“Never, never, never, never give up!”
“Don’t give up, keep talking, and eventually,
you might hit a nerve.”
“Don’t quit, can’t fail.” This saying captures the true value of persistence: if we simply don’t quit, then failure is impossible. This four-word mantra was coined by one of the callers of my friend and mentor Rob Gilbert’s Success Hotline (973.743.4690) — and it’s worth jotting down on a piece of paper and sticking in front of your nose wherever you do your writing.

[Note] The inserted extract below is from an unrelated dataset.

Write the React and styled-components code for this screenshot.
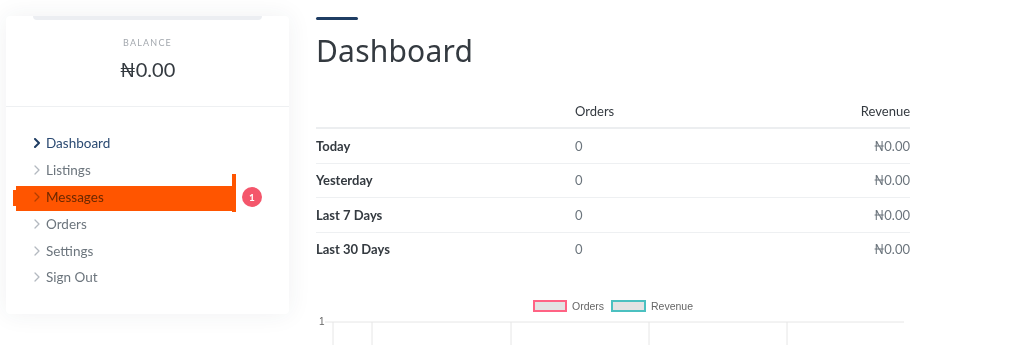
import React from 'react'
import styled, { createGlobalStyle } from 'styled-components'

const GlobalStyle = createGlobalStyle`
  body {
    margin: 0;
    background: #fff;
    font-family: "Lato", "Noto Sans", sans-serif;
    color: #343a40;
  }
`

const Page = styled.div`
  display: flex;
  align-items: flex-start;
  gap: 27px;
  padding: 16px 0 0 6px;
  height: 345px;
  box-sizing: border-box;
  overflow: hidden;
`

const Card = styled.aside`
  position: relative;
  width: 283px;
  flex-shrink: 0;
  background: #fff;
  border-radius: 4px;
  box-shadow: 0 0 24px rgba(40, 50, 70, 0.07);
`

const TopStrip = styled.div`
  height: 4px;
  margin: 0 27px;
  background: #eceef2;
  border-radius: 0 0 4px 4px;
`

const BalanceBox = styled.div`
  text-align: center;
  padding: 17px 0 24px;
  border-bottom: 1px solid #eef0f2;
`

const BalanceLabel = styled.div`
  font-size: 9px;
  line-height: 12px;
  letter-spacing: 1.2px;
  color: #a3a8ae;
  text-transform: uppercase;
`

const BalanceAmount = styled.div`
  margin-top: 7px;
  font-size: 20px;
  line-height: 26px;
  color: #343a40;
`

const Nav = styled.nav`
  padding: 23px 0 23px;
`

const NavItem = styled.div`
  display: flex;
  align-items: center;
  height: 26.8px;
  padding: 0 27px;
  font-size: 13.5px;
  color: ${p => (p.$active ? '#2b4a72' : '#6c757d')};
`

const Chevron = styled.svg`
  width: 8px;
  height: 10px;
  margin-right: 5px;
  flex-shrink: 0;
`

const Badge = styled.span`
  margin-left: auto;
  width: 20px;
  height: 20px;
  border-radius: 50%;
  background: #f4566b;
  color: #fff;
  font-size: 10px;
  font-weight: 700;
  display: flex;
  align-items: center;
  justify-content: center;
`

const Scribble = styled.div`
  position: absolute;
  left: 10px;
  top: 170px;
  width: 217px;
  height: 25px;
  background: #ff5500;
  mix-blend-mode: multiply;
  pointer-events: none;

  &::before {
    content: '';
    position: absolute;
    left: -3px;
    top: 4px;
    width: 3px;
    height: 16px;
    background: #ff5500;
  }

  &::after {
    content: '';
    position: absolute;
    right: -3px;
    top: -12px;
    width: 4px;
    height: 38px;
    background: #ff5500;
  }
`

const Main = styled.main`
  width: 594px;
  padding-top: 1px;
`

const Accent = styled.div`
  width: 42px;
  height: 3px;
  background: #1f3d63;
  border-radius: 2px;
`

const Title = styled.h1`
  margin: 13px 0 0;
  font-family: "Noto Sans", "Lato", sans-serif;
  font-weight: 400;
  font-size: 30px;
  line-height: 36px;
  color: #343a40;
  letter-spacing: 0.2px;
`

const Table = styled.div`
  margin-top: 25px;
  font-size: 13px;
`

const Row = styled.div`
  display: grid;
  grid-template-columns: 259px 1fr auto;
  align-items: center;
  height: ${p => (p.$head ? '33px' : '33.5px')};
  border-bottom: ${p => (p.$head ? '2px solid #eceef0' : p.$last ? 'none' : '1px solid #eef0f2')};
`

const Cell = styled.div`
  color: ${p => (p.$muted ? '#6c757d' : '#343a40')};
  font-weight: ${p => (p.$bold ? 700 : 400)};
  text-align: ${p => (p.$right ? 'right' : 'left')};
`

const ChartSvg = styled.svg`
  display: block;
  margin-top: 30px;
  width: 594px;
  height: 60px;
`

const rows = [
  { label: 'Today' },
  { label: 'Yesterday' },
  { label: 'Last 7 Days' },
  { label: 'Last 30 Days' }
]

const navItems = ['Dashboard', 'Listings', 'Messages', 'Orders', 'Settings', 'Sign Out']

const Arrow = ({ active }) => (
  <Chevron viewBox="0 0 8 10">
    <polyline
      points="2,1 6,5 2,9"
      fill="none"
      stroke={active ? '#1f3d63' : '#b3b9c0'}
      strokeWidth={active ? 2 : 1.3}
      strokeLinecap="round"
      strokeLinejoin="round"
    />
  </Chevron>
)

const Chart = () => (
  <ChartSvg viewBox="0 0 594 60">
    <rect x="218" y="5" width="32" height="10" fill="#e3e3e3" stroke="#ff6384" strokeWidth="2" />
    <text x="256" y="13.5" fontSize="10.5" fill="#666" fontFamily="Liberation Sans, Arial, sans-serif">Orders</text>
    <rect x="296" y="5" width="33" height="10" fill="#e3e3e3" stroke="#4bc0c0" strokeWidth="2" />
    <text x="335" y="13.5" fontSize="10.5" fill="#666" fontFamily="Liberation Sans, Arial, sans-serif">Revenue</text>
    <text x="3" y="29" fontSize="10" fill="#666" fontFamily="Liberation Sans, Arial, sans-serif">1</text>
    <line x1="9" y1="26" x2="588" y2="26" stroke="#e6e6e6" />
    {[17, 56, 195, 333, 471].map(x => (
      <line key={x} x1={x} y1="26" x2={x} y2="60" stroke="#e6e6e6" />
    ))}
  </ChartSvg>
)

export default function App() {
  return (
    <>
      <GlobalStyle />
      <Page>
        <Card>
          <TopStrip />
          <BalanceBox>
            <BalanceLabel>Balance</BalanceLabel>
            <BalanceAmount>₦0.00</BalanceAmount>
          </BalanceBox>
          <Nav>
            {navItems.map((item, i) => (
              <NavItem key={item} $active={i === 0}>
                <Arrow active={i === 0} />
                {item}
                {item === 'Messages' && <Badge>1</Badge>}
              </NavItem>
            ))}
          </Nav>
          <Scribble />
        </Card>
        <Main>
          <Accent />
          <Title>Dashboard</Title>
          <Table>
            <Row $head>
              <Cell />
              <Cell>Orders</Cell>
              <Cell $right>Revenue</Cell>
            </Row>
            {rows.map((r, i) => (
              <Row key={r.label} $last={i === rows.length - 1}>
                <Cell $bold>{r.label}</Cell>
                <Cell $muted>0</Cell>
                <Cell $muted $right>₦0.00</Cell>
              </Row>
            ))}
          </Table>
          <Chart />
        </Main>
      </Page>
    </>
  )
}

A perfect example of this mantra in action: Sly Stallone’s creation of Rocky Balboa. In 1975, Sly saw a fight that inspired the idea for the character of a feisty, but down-and-out fighter who battled to achieve his unrealized dreams. The night after watching the fight, he went home and in three days wrote the script for Rocky. At the time, he was down and out himself, with only $106.00 to his name. On the way out of a casting call, he happened to mention to two producers that he’d written a script. It was 90 pages, and only 10% or so of the original story survived, but he had a script.
The producers liked it, but were thinking Robert Redford, Burt Reynolds, or maybe Ryan O’Neill, as the lead. But Sly refused to sell. The producers offered him $25,000, then $100,000, then $150,000, then $250,000 — and finally $360,000 for the script. Even though he was still broke and a total unknown, Sly turned it all down because he wanted to play Rocky. Eventually, the producers gave in. Sly was paid $20,000; after expenses, he made about $6,000. But he had the last laugh: He became a huge star and the Rocky series went on to make $1 billion.
So take a tip from Sly and Rocky: Write dangerously — and stick to your guns!